SHORT PROBLEM:
Return the listing below unchanged, minus its pictures.

RECORDS TO PROCESS:
▼

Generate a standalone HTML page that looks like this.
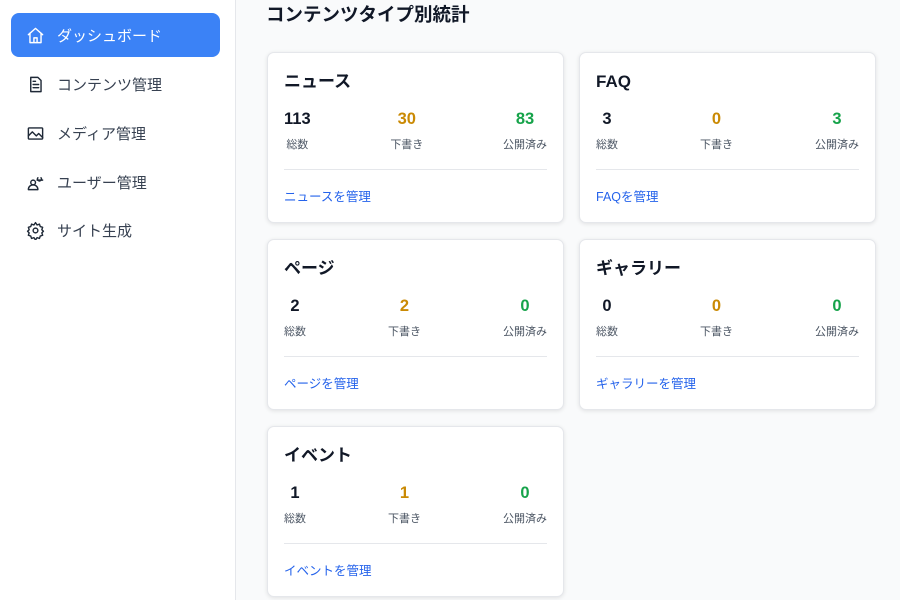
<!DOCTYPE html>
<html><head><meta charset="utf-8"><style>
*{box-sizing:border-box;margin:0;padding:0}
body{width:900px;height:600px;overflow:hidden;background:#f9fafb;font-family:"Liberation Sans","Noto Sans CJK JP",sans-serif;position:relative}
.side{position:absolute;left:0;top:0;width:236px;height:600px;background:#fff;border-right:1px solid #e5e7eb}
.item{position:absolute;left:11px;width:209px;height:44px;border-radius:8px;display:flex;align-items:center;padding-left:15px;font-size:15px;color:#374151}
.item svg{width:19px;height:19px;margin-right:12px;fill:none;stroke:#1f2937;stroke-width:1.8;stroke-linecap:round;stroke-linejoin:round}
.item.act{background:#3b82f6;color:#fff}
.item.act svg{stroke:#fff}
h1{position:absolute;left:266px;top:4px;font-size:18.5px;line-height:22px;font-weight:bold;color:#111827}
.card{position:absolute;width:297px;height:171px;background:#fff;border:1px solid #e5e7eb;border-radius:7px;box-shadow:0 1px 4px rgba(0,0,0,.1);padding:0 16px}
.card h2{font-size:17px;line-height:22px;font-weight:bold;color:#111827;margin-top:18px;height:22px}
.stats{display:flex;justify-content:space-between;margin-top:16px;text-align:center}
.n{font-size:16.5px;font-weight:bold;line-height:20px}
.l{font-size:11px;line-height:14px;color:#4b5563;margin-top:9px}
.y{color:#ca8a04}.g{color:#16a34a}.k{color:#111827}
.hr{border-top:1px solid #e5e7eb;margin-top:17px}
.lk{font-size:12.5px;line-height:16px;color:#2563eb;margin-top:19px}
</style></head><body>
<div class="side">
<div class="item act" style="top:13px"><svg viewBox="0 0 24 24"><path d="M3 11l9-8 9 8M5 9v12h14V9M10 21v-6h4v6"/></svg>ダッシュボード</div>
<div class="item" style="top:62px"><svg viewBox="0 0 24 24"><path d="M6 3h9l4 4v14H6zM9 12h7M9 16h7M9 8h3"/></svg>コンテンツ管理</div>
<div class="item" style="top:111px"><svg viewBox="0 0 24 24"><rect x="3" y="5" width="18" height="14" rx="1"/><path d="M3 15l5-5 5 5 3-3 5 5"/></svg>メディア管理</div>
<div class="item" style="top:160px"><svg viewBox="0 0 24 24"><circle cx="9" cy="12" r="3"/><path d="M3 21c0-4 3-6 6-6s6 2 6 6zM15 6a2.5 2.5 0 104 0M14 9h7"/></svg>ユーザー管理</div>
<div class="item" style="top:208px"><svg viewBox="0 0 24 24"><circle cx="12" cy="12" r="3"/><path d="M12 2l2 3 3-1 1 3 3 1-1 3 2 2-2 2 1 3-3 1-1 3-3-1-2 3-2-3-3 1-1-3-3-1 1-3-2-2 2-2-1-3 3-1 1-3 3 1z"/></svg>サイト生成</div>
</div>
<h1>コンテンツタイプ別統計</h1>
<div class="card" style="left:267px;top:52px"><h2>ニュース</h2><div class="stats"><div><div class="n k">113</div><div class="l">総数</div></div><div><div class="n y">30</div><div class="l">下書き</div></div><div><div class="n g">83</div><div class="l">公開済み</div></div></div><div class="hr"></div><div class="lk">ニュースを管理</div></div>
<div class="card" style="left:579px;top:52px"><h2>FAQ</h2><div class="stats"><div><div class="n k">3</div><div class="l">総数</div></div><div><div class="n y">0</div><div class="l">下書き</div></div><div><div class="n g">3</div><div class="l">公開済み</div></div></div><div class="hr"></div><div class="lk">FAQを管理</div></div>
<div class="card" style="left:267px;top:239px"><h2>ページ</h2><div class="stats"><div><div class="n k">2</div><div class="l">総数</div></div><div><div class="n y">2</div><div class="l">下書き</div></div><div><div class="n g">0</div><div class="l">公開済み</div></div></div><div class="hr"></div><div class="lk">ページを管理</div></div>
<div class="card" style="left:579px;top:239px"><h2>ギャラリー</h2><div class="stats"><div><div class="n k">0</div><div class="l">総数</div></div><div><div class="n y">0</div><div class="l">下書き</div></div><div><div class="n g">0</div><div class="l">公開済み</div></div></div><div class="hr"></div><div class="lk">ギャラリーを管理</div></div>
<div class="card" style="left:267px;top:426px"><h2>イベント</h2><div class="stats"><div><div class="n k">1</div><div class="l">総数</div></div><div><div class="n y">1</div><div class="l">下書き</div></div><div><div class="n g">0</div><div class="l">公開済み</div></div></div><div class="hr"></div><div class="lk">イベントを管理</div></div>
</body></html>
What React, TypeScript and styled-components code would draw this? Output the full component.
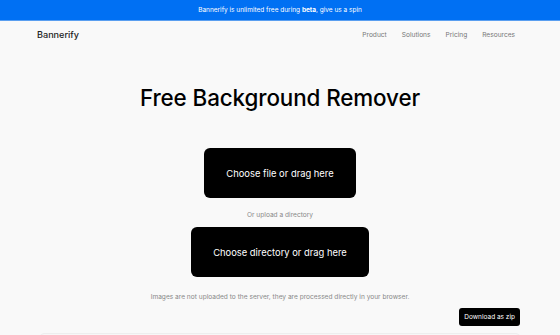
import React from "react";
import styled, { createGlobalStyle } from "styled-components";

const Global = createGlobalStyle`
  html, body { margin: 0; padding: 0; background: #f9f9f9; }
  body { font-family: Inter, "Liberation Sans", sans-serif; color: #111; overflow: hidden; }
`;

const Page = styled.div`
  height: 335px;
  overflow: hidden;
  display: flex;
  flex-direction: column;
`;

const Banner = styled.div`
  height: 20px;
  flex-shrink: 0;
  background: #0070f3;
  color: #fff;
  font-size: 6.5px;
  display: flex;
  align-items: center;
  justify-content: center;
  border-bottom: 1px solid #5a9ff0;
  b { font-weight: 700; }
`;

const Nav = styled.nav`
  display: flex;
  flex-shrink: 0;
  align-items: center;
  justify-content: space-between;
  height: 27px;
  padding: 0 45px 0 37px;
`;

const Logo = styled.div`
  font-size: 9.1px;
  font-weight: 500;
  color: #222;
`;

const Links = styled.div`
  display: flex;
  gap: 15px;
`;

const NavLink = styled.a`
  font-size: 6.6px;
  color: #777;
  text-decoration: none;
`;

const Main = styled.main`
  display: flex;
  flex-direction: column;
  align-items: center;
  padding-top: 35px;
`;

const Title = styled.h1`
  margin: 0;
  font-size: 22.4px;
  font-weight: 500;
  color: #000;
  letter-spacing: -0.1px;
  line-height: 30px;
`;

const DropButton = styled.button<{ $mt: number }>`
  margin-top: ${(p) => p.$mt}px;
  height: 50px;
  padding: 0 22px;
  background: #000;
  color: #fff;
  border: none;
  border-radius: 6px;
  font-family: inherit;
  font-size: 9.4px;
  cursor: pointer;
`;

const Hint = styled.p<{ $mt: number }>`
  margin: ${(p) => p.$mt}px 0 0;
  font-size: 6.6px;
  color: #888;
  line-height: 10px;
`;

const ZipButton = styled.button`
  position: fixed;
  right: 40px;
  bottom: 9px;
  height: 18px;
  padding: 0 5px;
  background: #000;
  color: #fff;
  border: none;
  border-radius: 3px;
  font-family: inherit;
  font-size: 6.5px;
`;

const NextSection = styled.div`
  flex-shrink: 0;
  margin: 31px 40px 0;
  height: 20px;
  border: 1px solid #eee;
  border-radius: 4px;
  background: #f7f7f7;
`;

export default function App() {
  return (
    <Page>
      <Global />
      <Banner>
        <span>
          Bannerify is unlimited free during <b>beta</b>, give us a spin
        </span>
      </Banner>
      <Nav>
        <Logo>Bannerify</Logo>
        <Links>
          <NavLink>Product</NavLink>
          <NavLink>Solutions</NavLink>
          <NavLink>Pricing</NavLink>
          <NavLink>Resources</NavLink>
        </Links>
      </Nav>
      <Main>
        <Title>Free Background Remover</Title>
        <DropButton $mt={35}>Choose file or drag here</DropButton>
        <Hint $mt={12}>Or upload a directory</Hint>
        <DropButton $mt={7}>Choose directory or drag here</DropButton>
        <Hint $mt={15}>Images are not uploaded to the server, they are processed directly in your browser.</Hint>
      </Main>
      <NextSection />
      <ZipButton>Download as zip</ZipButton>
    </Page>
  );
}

▲

PROBLEM SOLUTION:
Generate a standalone HTML page that looks like this.
<!DOCTYPE html>
<html><head><meta charset="utf-8"><style>
*{box-sizing:border-box;margin:0;padding:0}
body{width:900px;height:600px;overflow:hidden;background:#f9fafb;font-family:"Liberation Sans","Noto Sans CJK JP",sans-serif;position:relative}
.side{position:absolute;left:0;top:0;width:236px;height:600px;background:#fff;border-right:1px solid #e5e7eb}
.item{position:absolute;left:11px;width:209px;height:44px;border-radius:8px;display:flex;align-items:center;padding-left:15px;font-size:15px;color:#374151}
.item svg{width:19px;height:19px;margin-right:12px;fill:none;stroke:#1f2937;stroke-width:1.8;stroke-linecap:round;stroke-linejoin:round}
.item.act{background:#3b82f6;color:#fff}
.item.act svg{stroke:#fff}
h1{position:absolute;left:266px;top:4px;font-size:18.5px;line-height:22px;font-weight:bold;color:#111827}
.card{position:absolute;width:297px;height:171px;background:#fff;border:1px solid #e5e7eb;border-radius:7px;box-shadow:0 1px 4px rgba(0,0,0,.1);padding:0 16px}
.card h2{font-size:17px;line-height:22px;font-weight:bold;color:#111827;margin-top:18px;height:22px}
.stats{display:flex;justify-content:space-between;margin-top:16px;text-align:center}
.n{font-size:16.5px;font-weight:bold;line-height:20px}
.l{font-size:11px;line-height:14px;color:#4b5563;margin-top:9px}
.y{color:#ca8a04}.g{color:#16a34a}.k{color:#111827}
.hr{border-top:1px solid #e5e7eb;margin-top:17px}
.lk{font-size:12.5px;line-height:16px;color:#2563eb;margin-top:19px}
</style></head><body>
<div class="side">
<div class="item act" style="top:13px"><svg viewBox="0 0 24 24"><path d="M3 11l9-8 9 8M5 9v12h14V9M10 21v-6h4v6"/></svg>ダッシュボード</div>
<div class="item" style="top:62px"><svg viewBox="0 0 24 24"><path d="M6 3h9l4 4v14H6zM9 12h7M9 16h7M9 8h3"/></svg>コンテンツ管理</div>
<div class="item" style="top:111px"><svg viewBox="0 0 24 24"><rect x="3" y="5" width="18" height="14" rx="1"/><path d="M3 15l5-5 5 5 3-3 5 5"/></svg>メディア管理</div>
<div class="item" style="top:160px"><svg viewBox="0 0 24 24"><circle cx="9" cy="12" r="3"/><path d="M3 21c0-4 3-6 6-6s6 2 6 6zM15 6a2.5 2.5 0 104 0M14 9h7"/></svg>ユーザー管理</div>
<div class="item" style="top:208px"><svg viewBox="0 0 24 24"><circle cx="12" cy="12" r="3"/><path d="M12 2l2 3 3-1 1 3 3 1-1 3 2 2-2 2 1 3-3 1-1 3-3-1-2 3-2-3-3 1-1-3-3-1 1-3-2-2 2-2-1-3 3-1 1-3 3 1z"/></svg>サイト生成</div>
</div>
<h1>コンテンツタイプ別統計</h1>
<div class="card" style="left:267px;top:52px"><h2>ニュース</h2><div class="stats"><div><div class="n k">113</div><div class="l">総数</div></div><div><div class="n y">30</div><div class="l">下書き</div></div><div><div class="n g">83</div><div class="l">公開済み</div></div></div><div class="hr"></div><div class="lk">ニュースを管理</div></div>
<div class="card" style="left:579px;top:52px"><h2>FAQ</h2><div class="stats"><div><div class="n k">3</div><div class="l">総数</div></div><div><div class="n y">0</div><div class="l">下書き</div></div><div><div class="n g">3</div><div class="l">公開済み</div></div></div><div class="hr"></div><div class="lk">FAQを管理</div></div>
<div class="card" style="left:267px;top:239px"><h2>ページ</h2><div class="stats"><div><div class="n k">2</div><div class="l">総数</div></div><div><div class="n y">2</div><div class="l">下書き</div></div><div><div class="n g">0</div><div class="l">公開済み</div></div></div><div class="hr"></div><div class="lk">ページを管理</div></div>
<div class="card" style="left:579px;top:239px"><h2>ギャラリー</h2><div class="stats"><div><div class="n k">0</div><div class="l">総数</div></div><div><div class="n y">0</div><div class="l">下書き</div></div><div><div class="n g">0</div><div class="l">公開済み</div></div></div><div class="hr"></div><div class="lk">ギャラリーを管理</div></div>
<div class="card" style="left:267px;top:426px"><h2>イベント</h2><div class="stats"><div><div class="n k">1</div><div class="l">総数</div></div><div><div class="n y">1</div><div class="l">下書き</div></div><div><div class="n g">0</div><div class="l">公開済み</div></div></div><div class="hr"></div><div class="lk">イベントを管理</div></div>
</body></html>
What React, TypeScript and styled-components code would draw this? Output the full component.
import React from "react";
import styled, { createGlobalStyle } from "styled-components";

const Global = createGlobalStyle`
  html, body { margin: 0; padding: 0; background: #f9f9f9; }
  body { font-family: Inter, "Liberation Sans", sans-serif; color: #111; overflow: hidden; }
`;

const Page = styled.div`
  height: 335px;
  overflow: hidden;
  display: flex;
  flex-direction: column;
`;

const Banner = styled.div`
  height: 20px;
  flex-shrink: 0;
  background: #0070f3;
  color: #fff;
  font-size: 6.5px;
  display: flex;
  align-items: center;
  justify-content: center;
  border-bottom: 1px solid #5a9ff0;
  b { font-weight: 700; }
`;

const Nav = styled.nav`
  display: flex;
  flex-shrink: 0;
  align-items: center;
  justify-content: space-between;
  height: 27px;
  padding: 0 45px 0 37px;
`;

const Logo = styled.div`
  font-size: 9.1px;
  font-weight: 500;
  color: #222;
`;

const Links = styled.div`
  display: flex;
  gap: 15px;
`;

const NavLink = styled.a`
  font-size: 6.6px;
  color: #777;
  text-decoration: none;
`;

const Main = styled.main`
  display: flex;
  flex-direction: column;
  align-items: center;
  padding-top: 35px;
`;

const Title = styled.h1`
  margin: 0;
  font-size: 22.4px;
  font-weight: 500;
  color: #000;
  letter-spacing: -0.1px;
  line-height: 30px;
`;

const DropButton = styled.button<{ $mt: number }>`
  margin-top: ${(p) => p.$mt}px;
  height: 50px;
  padding: 0 22px;
  background: #000;
  color: #fff;
  border: none;
  border-radius: 6px;
  font-family: inherit;
  font-size: 9.4px;
  cursor: pointer;
`;

const Hint = styled.p<{ $mt: number }>`
  margin: ${(p) => p.$mt}px 0 0;
  font-size: 6.6px;
  color: #888;
  line-height: 10px;
`;

const ZipButton = styled.button`
  position: fixed;
  right: 40px;
  bottom: 9px;
  height: 18px;
  padding: 0 5px;
  background: #000;
  color: #fff;
  border: none;
  border-radius: 3px;
  font-family: inherit;
  font-size: 6.5px;
`;

const NextSection = styled.div`
  flex-shrink: 0;
  margin: 31px 40px 0;
  height: 20px;
  border: 1px solid #eee;
  border-radius: 4px;
  background: #f7f7f7;
`;

export default function App() {
  return (
    <Page>
      <Global />
      <Banner>
        <span>
          Bannerify is unlimited free during <b>beta</b>, give us a spin
        </span>
      </Banner>
      <Nav>
        <Logo>Bannerify</Logo>
        <Links>
          <NavLink>Product</NavLink>
          <NavLink>Solutions</NavLink>
          <NavLink>Pricing</NavLink>
          <NavLink>Resources</NavLink>
        </Links>
      </Nav>
      <Main>
        <Title>Free Background Remover</Title>
        <DropButton $mt={35}>Choose file or drag here</DropButton>
        <Hint $mt={12}>Or upload a directory</Hint>
        <DropButton $mt={7}>Choose directory or drag here</DropButton>
        <Hint $mt={15}>Images are not uploaded to the server, they are processed directly in your browser.</Hint>
      </Main>
      <NextSection />
      <ZipButton>Download as zip</ZipButton>
    </Page>
  );
}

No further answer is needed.